Equità animatrice del diritto naturale. Essa appariva come una forza obiettiva insita nei rapporti e nei fatti, operando come un polo concreto antinomico all’astratto comando legislativo dello ius civile creando quindi come una dialettica tra equità e rigore. Una antica definizione di equità era quella di Cicerone: essa per lui era principio di uguaglianza che richiede parità di trattamento giuridico in presenza di fattispecie concrete. Una seconda definizione la si trova nel medioevo specie nelle Questiones dove si afferma equità come corrispondenza dell’atto giuridico con la sua causa (causa naturale, che nasce nella natura dei rapporti ed è espressione del diritto naturale) cioè con lo schema tipico della fattispecie. Quindi il legislatore ha l’importante compito di trasformare il diritto naturale in civile enucleando l’equità grezza dai fatti umani dandole forma e racchiudendo tutto in quell’atto volitivo che è la legge.
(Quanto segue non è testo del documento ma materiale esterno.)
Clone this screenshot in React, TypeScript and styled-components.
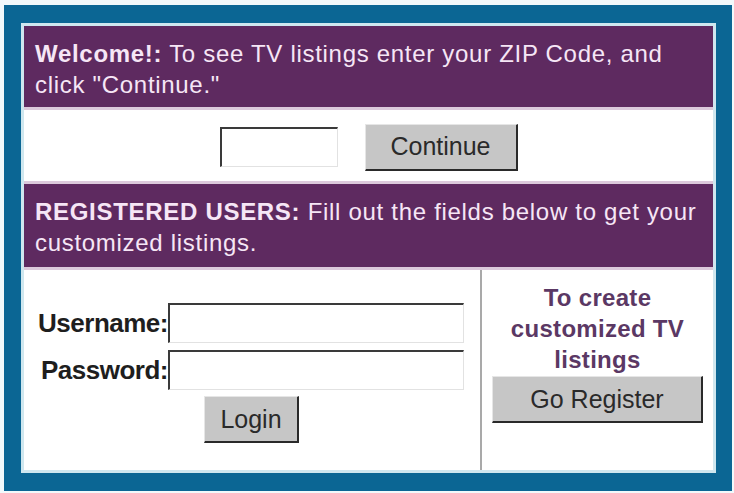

Diritto naturale e civile rimangono comunque due sfere distinte sulla vita del diritto. Ad esempio nel campo delle obbligazioni vi erano quelle naturali e quelle civili. Quindi se il soggetto compiva un atto o un negozio conformemente all’equità doveva rispettare la causa tipica di diritto naturale per far nascer l’obbligazione natura,le, mentre se tale causa era prevista dal diritto civile la causa naturale era anche civile e generava obbligazione civile. Se entrambe le cause son poste in essere e entrambi i diritti agiscono i soggetti son pienamente tutelati in quanto consegno una somma (causa naturale) e compio una stipulatio per farmela restituire. Se però manca quella naturale ma c’è quella civile si creano problemi: cioè la patologia dell’indebito in quanto la stipulatio obbliga il debitore a restituire una somma non dovuta e si dovrà ricorrere quindi ai ripari con un’exceptio doli o una condictio. Se manca invece la causa civile ci sarà solo quella naturale che consente di trattenere quanto spontaneamente versato (soluti retentio: debiti di gioco) non esercitando azione petitoria per ottenere quanto dovuto. L’equità scaturiva dal diritto naturale.